Sinking of the SMS Szent István

The Austro-Hungarian dreadnought SMS Szent István lists badly after being struck by torpedoes fired by Italian motor torpedo boats, 10 June 1918.

The Szent István was one of four dreadnought battleships built by the Austro-Hungarian Empire prior to the First World War. Launched in January 1914 she spent the majority of the war based at Pola naval base (in modern day Croatia). On 9 June 1918 she sailed from Pola with her sister ship SMS Tegetthoff to take part in an attack on the 'Otranto Barrage' – the Allied naval blockade of the Straits of Otranto between Italy and Albania intended to prevent Austro-Hungarian naval forces from entering the Mediterranean and threatening Allied shipping.

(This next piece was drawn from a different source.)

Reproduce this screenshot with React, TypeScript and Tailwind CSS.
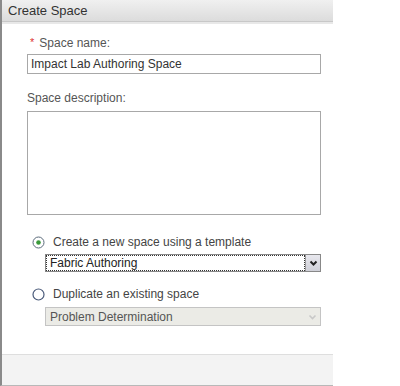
import React from "react";

export default function App() {
  return (
    <div className="w-[400px] h-[386px] bg-white" style={{ fontFamily: '"Liberation Sans", Arial, sans-serif' }}>
      <div className="w-[333px] h-[386px] flex flex-col border-l-2 border-[#8a8a8a] border-b border-b-[#b8b8b8]">
        <div className="h-[22px] bg-gradient-to-b from-[#f0f0f0] to-[#dcdcdc] border-b border-[#c8c8c8] flex items-center pl-[6px] text-[13px] text-[#333]">
          Create Space
        </div>
        <div className="h-[2px] bg-[#e8e8e8]" />
        <div className="flex-1 flex flex-col pl-[25px] pr-[10px]">
          <div className="mt-[11px] ml-[3px] text-[12px] text-[#555] flex items-center h-[15px]">
            <span className="text-[#d33] mr-[5px] text-[11px]">*</span>Space name:
          </div>
          <div className="mt-[4px] w-[294px] h-[20px] border border-[#a8a8a8] flex items-center px-[3px] text-[12px] text-[#333]">
            Impact Lab Authoring Space
          </div>
          <div className="mt-[16px] text-[12px] text-[#555] h-[15px] flex items-center">Space description:</div>
          <div className="mt-[6px] w-[294px] h-[104px] border border-[#a8a8a8]" />
          <div className="mt-[19px] flex items-center h-[16px] pl-[5px] text-[12px] text-[#444]">
            <svg width="13" height="13" viewBox="0 0 13 13" className="mr-[8px]">
              <circle cx="6.5" cy="6.5" r="5.5" fill="#fff" stroke="#5a6a7a" strokeWidth="1" />
              <circle cx="6.5" cy="6.5" r="2.3" fill="#3a9a3a" />
            </svg>
            Create a new space using a template
          </div>
          <div className="mt-[4px] ml-[18px] w-[276px] h-[18px] border border-[#888] flex items-center text-[12px] text-[#222]">
            <div className="flex-1 h-full border border-dotted border-[#333] flex items-center pl-[3px]">Fabric Authoring</div>
            <div className="w-[15px] h-full bg-gradient-to-b from-[#e8e8ee] to-[#cfd0d8] border-l border-[#999] flex items-center justify-center">
              <svg width="9" height="6" viewBox="0 0 9 6">
                <path d="M1.5 1.5 L4.5 4.5 L7.5 1.5" stroke="#222" strokeWidth="2" fill="none" />
              </svg>
            </div>
          </div>
          <div className="mt-[14px] flex items-center h-[16px] pl-[5px] text-[12px] text-[#444]">
            <svg width="13" height="13" viewBox="0 0 13 13" className="mr-[8px]">
              <circle cx="6.5" cy="6.5" r="5.5" fill="#fff" stroke="#4a5a7a" strokeWidth="1.2" />
            </svg>
            Duplicate an existing space
          </div>
          <div className="mt-[5px] ml-[18px] w-[276px] h-[19px] border border-[#c4c4c4] bg-[#ebebe6] flex items-center text-[12px] text-[#555]">
            <div className="flex-1 pl-[4px]">Problem Determination</div>
            <div className="w-[15px] h-full flex items-center justify-center">
              <svg width="9" height="6" viewBox="0 0 9 6">
                <path d="M1.5 1.5 L4.5 4.5 L7.5 1.5" stroke="#c8c8c8" strokeWidth="1.6" fill="none" />
              </svg>
            </div>
          </div>
        </div>
        <div className="h-[31px] bg-[#f3f3f3] border-t border-[#dedede]" />
      </div>
    </div>
  );
}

Both ships were enroute to a rendezvous with the dreadnoughts SMS Viribus Unitis and SMS Prinz Eugen when they encountered two Italian MAS motor torpedo boats returning from a patrol off the Dalmatian coast. The torpedo boats – MAS.15 and MAS.21 – managed to penetrate the dreadnoughts escort screen and attacked both ships. While the Tegetthoff escaped unscathed the Szent István was hit by two torpedoes fired by MAS.15. Efforts to save the Szent István were unsuccessful and she sunk in less than three hours with the loss of 89 of her crew.